[Start of Data segment]
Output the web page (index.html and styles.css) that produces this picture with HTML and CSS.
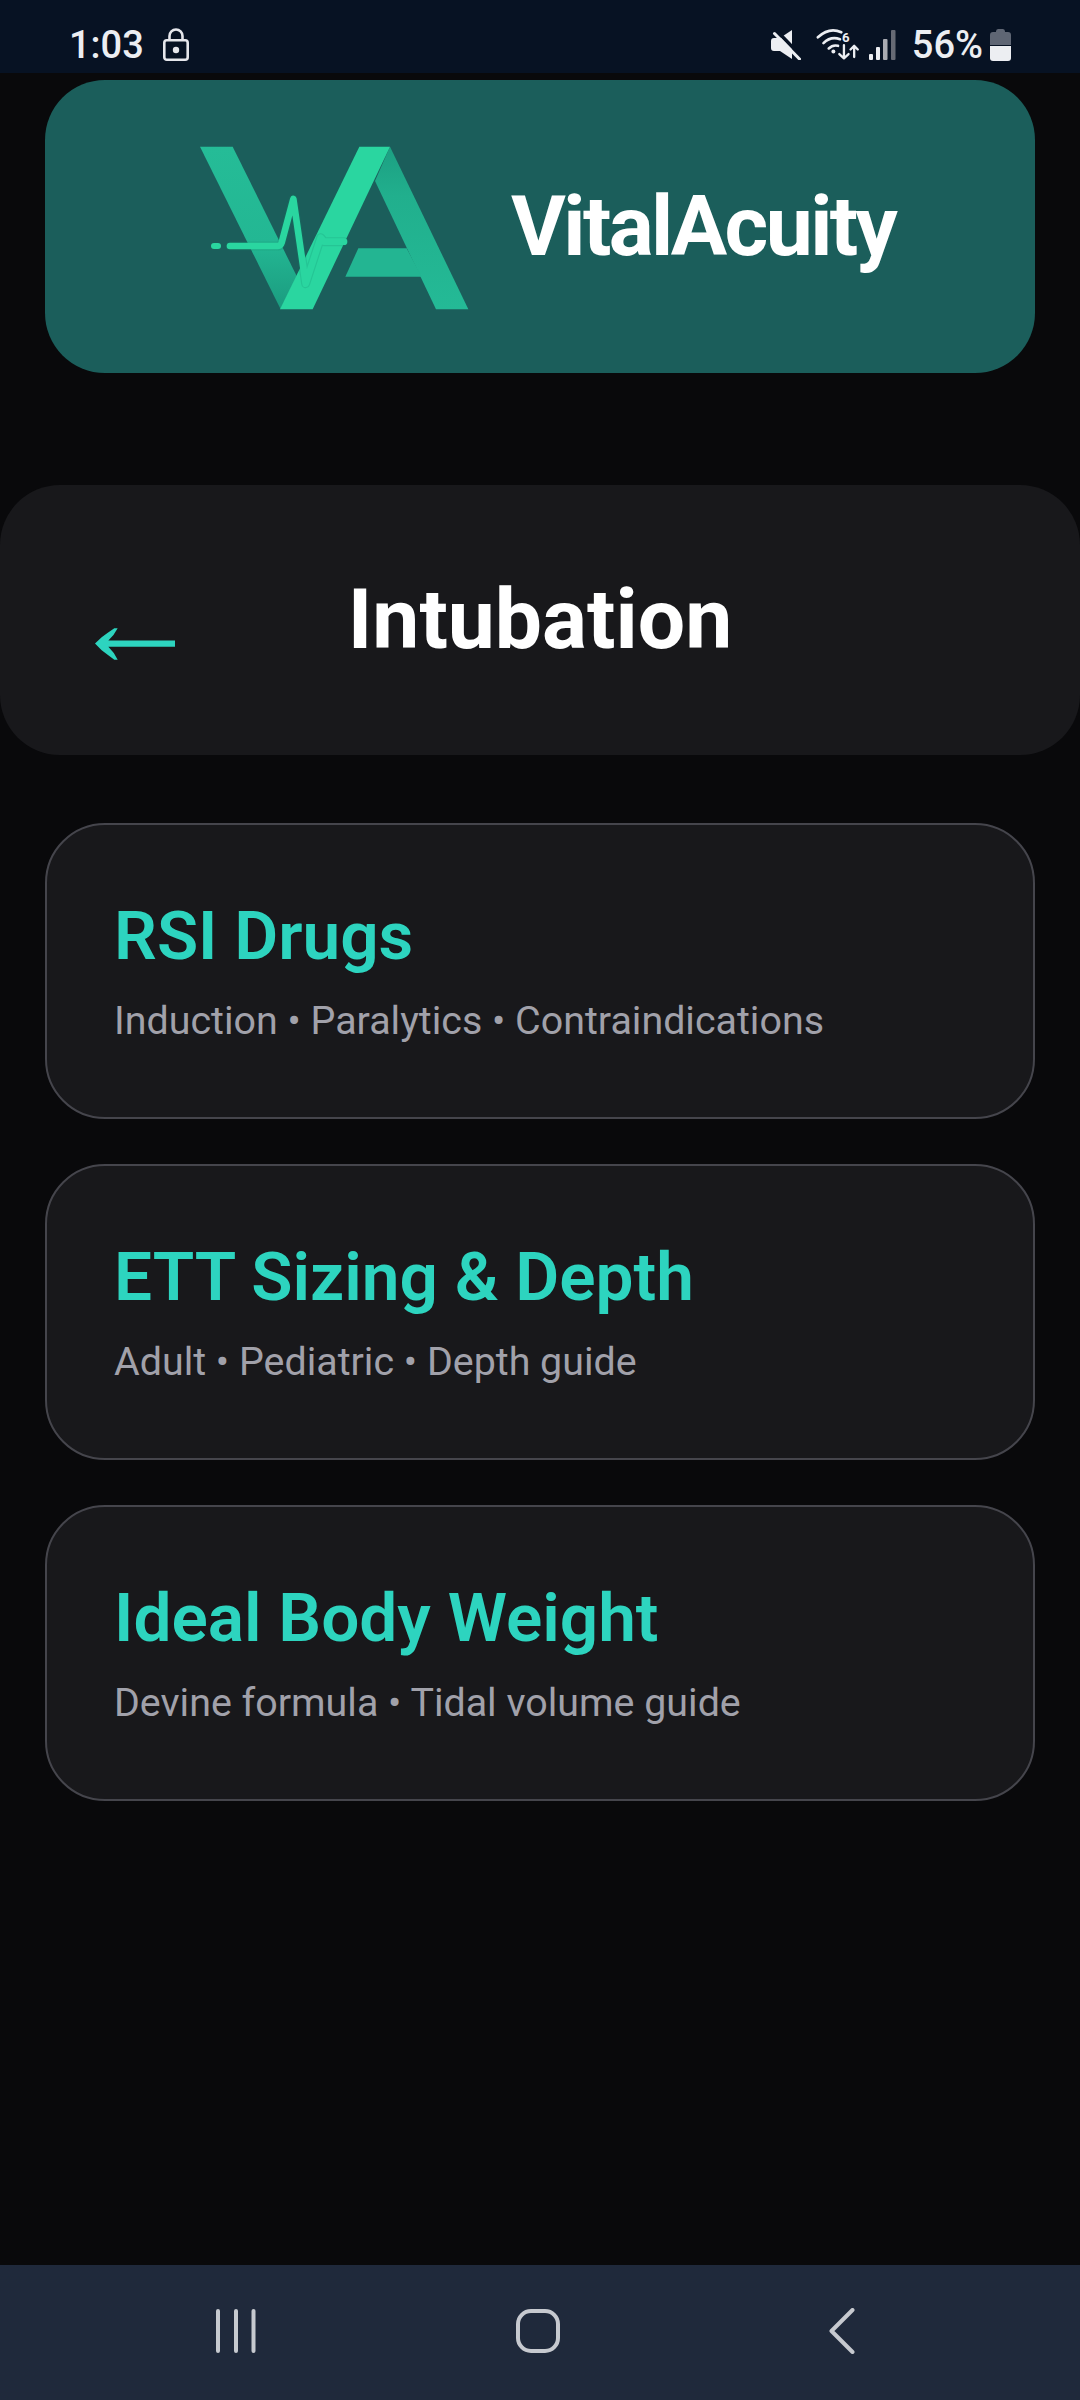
FILE: index.html
```html
<!DOCTYPE html>
<html lang="en">
<head>
<meta charset="utf-8">
<title>Intubation</title>
<link rel="stylesheet" href="styles.css">
</head>
<body>
<div class="phone">
  <div class="statusbar">
    <span class="time">1:03</span>
    <svg class="ic-lock" viewBox="0 0 26 33"><path d="M6.500 13V8a6.500 6.500 0 0 1 13 0v5" fill="none" stroke="#e6e7ec" stroke-width="2.600"/><rect x="1.300" y="12.300" width="23.400" height="19.400" rx="2.500" fill="none" stroke="#e6e7ec" stroke-width="2.600"/><circle cx="13" cy="22" r="3.200" fill="#e6e7ec"/></svg>
    <div class="status-right">
      <svg class="ic-mute" viewBox="0 0 30 30"><path d="M0 11q0-3 3-3h6L21 0V29L9 21H3q-3 0-3-3Z" fill="#eceef2"/><path d="M6 1 30 26" stroke="#071223" stroke-width="3.500"/><path d="M3.500 3.500 28.500 29" stroke="#eceef2" stroke-width="3" stroke-linecap="round"/></svg>
      <svg class="ic-wifi" viewBox="0 0 132 100"><g fill="none" stroke="#eceef2" stroke-width="8" stroke-linecap="round"><path d="M5 28Q40-4 76 13"/><path d="M22 46Q44 24 72 34"/><path d="M38 62Q50 50 66 54"/></g><circle cx="52" cy="71" r="6" fill="#eceef2"/><text x="78" y="42" class="wifi-num">6</text><g fill="none" stroke="#eceef2" stroke-width="7" stroke-linecap="round" stroke-linejoin="round"><path d="M84 52V92M70 79l14 13 14-13"/><path d="M115 88V54M104 65 115 54l11 11"/></g></svg>
      <svg class="ic-signal" viewBox="0 0 27 30"><g fill="#eceef2"><rect x="0" y="24" width="4" height="6" rx="1"/><rect x="7" y="17" width="4" height="13" rx="1"/></g><rect x="14" y="9" width="4.500" height="21" rx="1" fill="#a9abb2"/><rect x="22" y="0" width="4.500" height="30" rx="1" fill="#666a74"/></svg>
      <span class="pct">56%</span>
      <svg class="ic-batt" viewBox="0 0 21 32"><path d="M6 2.500Q6 0 8 0h5q2 0 2 2.500V3h3q3 0 3 3v10H0V6q0-3 3-3h3z" fill="#5f6674"/><path d="M0 17h21v12q0 3-3 3H3q-3 0-3-3z" fill="#eceef2"/></svg>
    </div>
  </div>

  <main class="content">
    <header class="brand">
      <svg class="brand-logo" viewBox="0 0 1020 660">
        <defs>
          <linearGradient id="legL" x1="0" y1="0" x2="0" y2="1"><stop offset="0" stop-color="#25bc97"/><stop offset=".6" stop-color="#23b793"/><stop offset="1" stop-color="#1b9b7f"/></linearGradient>
          <linearGradient id="legA" x1="0" y1="0" x2="0" y2="1"><stop offset="0" stop-color="#1c9f82"/><stop offset=".3" stop-color="#21af8d"/><stop offset="1" stop-color="#24ba96"/></linearGradient>
        </defs>
        <path d="M120 107H218L410 495 362 595Z" fill="url(#legL)"/>
        <path d="M690 107 925 595H828L645 210Z" fill="url(#legA)"/>
        <path d="M595 412H740L785 497H556Z" fill="#23b592"/>
        <path d="M360 595H458L690 107H598Z" fill="#2ad6a0"/>
        <rect x="153" y="396" width="30" height="18" rx="9" fill="#2ad6a0"/>
        <path d="M210 405H354Q362 405 365 395L400 264 437 518 482 380 492 392H552" fill="none" stroke="#14806a" stroke-opacity=".2" stroke-width="27" stroke-linejoin="round" stroke-linecap="round"/>
        <path d="M210 405H354Q362 405 365 395L400 264 437 518 482 380 492 392H552" fill="none" stroke="#2ad6a0" stroke-width="20" stroke-linejoin="round" stroke-linecap="round"/>
      </svg>
      <span class="brand-name">VitalAcuity</span>
    </header>

    <section class="titlebar">
      <svg class="back-arrow" viewBox="0 0 240 95"><path d="M0 46 20 27Q40 12 58 0H68Q58 20 40 37H240V56H40Q58 73 68 95H58Q40 81 20 66Z" fill="#2dd4bf"/></svg>
      <h1 class="title">Intubation</h1>
    </section>

    <nav class="cards">
      <a class="card"><h2 class="card-title">RSI Drugs</h2><p class="card-sub">Induction • Paralytics • Contraindications</p></a>
      <a class="card"><h2 class="card-title">ETT Sizing &amp; Depth</h2><p class="card-sub">Adult • Pediatric • Depth guide</p></a>
      <a class="card"><h2 class="card-title">Ideal Body Weight</h2><p class="card-sub">Devine formula • Tidal volume guide</p></a>
    </nav>
  </main>

  <footer class="navbar">
    <svg class="nav-recents" viewBox="0 0 40 44"><path d="M2 2V42M20 2V42M37.500 2V42" stroke="#c6c9cf" stroke-width="4" stroke-linecap="round"/></svg>
    <svg class="nav-home" viewBox="0 0 44 44"><rect x="2" y="2" width="40" height="40" rx="13" fill="none" stroke="#c6c9cf" stroke-width="4"/></svg>
    <svg class="nav-back" viewBox="0 0 26 46"><path d="M23.500 2 2.500 23 23.500 44" fill="none" stroke="#c6c9cf" stroke-width="4" stroke-linecap="round" stroke-linejoin="round"/></svg>
  </footer>
</div>
</body>
</html>
```

FILE: styles.css
```css
* { box-sizing: border-box; }
html, body { margin: 0; padding: 0; background: #09090b; }
body { font-family: Roboto, "Noto Sans", sans-serif; color: #fff; }

.phone { width: 1080px; height: 2400px; display: flex; flex-direction: column; overflow: hidden; background: #09090b; }

.statusbar { height: 73px; flex: none; background: #071223; display: flex; align-items: center; padding: 16px 69px 0 69px; color: #eceef2; }
.time { font-size: 38px; font-weight: 500; line-height: 1; width: 94px; }
.ic-lock { width: 26px; height: 33px; }
.status-right { margin-left: auto; display: flex; align-items: center; }
.ic-mute { width: 30px; height: 30px; margin-right: 15px; }
.ic-wifi { width: 44px; height: 33px; margin-right: 9px; }
.wifi-num { font-family: Roboto, sans-serif; font-size: 40px; font-weight: 700; fill: #eceef2; }
.ic-signal { width: 27px; height: 30px; margin-right: 16px; }
.pct { font-size: 38px; font-weight: 500; line-height: 1; margin-right: 7px; }
.ic-batt { width: 21px; height: 32px; }

.content { flex: 1; display: flex; flex-direction: column; }

.brand { margin: 7px 45px 0; height: 293px; border-radius: 60px; background: #1b5e5b; display: flex; align-items: center; padding-left: 115px; }
.brand-logo { width: 340px; height: 220px; flex: none; margin-bottom: 12px; }
.brand-name { font-size: 84px; font-weight: 700; letter-spacing: -2.6px; margin-left: 11px; }

.titlebar { margin-top: 112px; height: 270px; border-radius: 60px; background: #18181b; display: grid; grid-template-columns: 1fr auto 1fr; align-items: center; }
.back-arrow { width: 80px; height: 32px; margin: 48px 0 0 95px; }
.title { margin: 0; font-size: 84px; font-weight: 700; line-height: 1; }

.cards { margin: 68px 45px 0; display: flex; flex-direction: column; gap: 45px; }
.card { height: 296px; border: 2px solid #45454c; border-radius: 60px; background: #18181b; padding: 72px 67px 0; display: block; }
.card-title { margin: 0; font-size: 67.5px; font-weight: 600; line-height: 78px; color: #2dd4bf; }
.card-sub { margin: 23px 0 0; font-size: 39.4px; font-weight: 400; line-height: 46px; color: #a1a1aa; }

.navbar { height: 135px; flex: none; background: #1f293b; display: flex; align-items: center; padding: 0 0 3px 216px; }
.nav-recents { width: 40px; height: 44px; }
.nav-home { width: 44px; height: 44px; margin-left: 260px; }
.nav-back { width: 26px; height: 46px; margin-left: 269px; }
```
[End of Data segment]
**Stated exercise**: Copy each line in the data that holds the word "styles".

**The completed task**:
Output the web page (index.html and styles.css) that produces this picture with HTML and CSS.
<link rel="stylesheet" href="styles.css">
FILE: styles.css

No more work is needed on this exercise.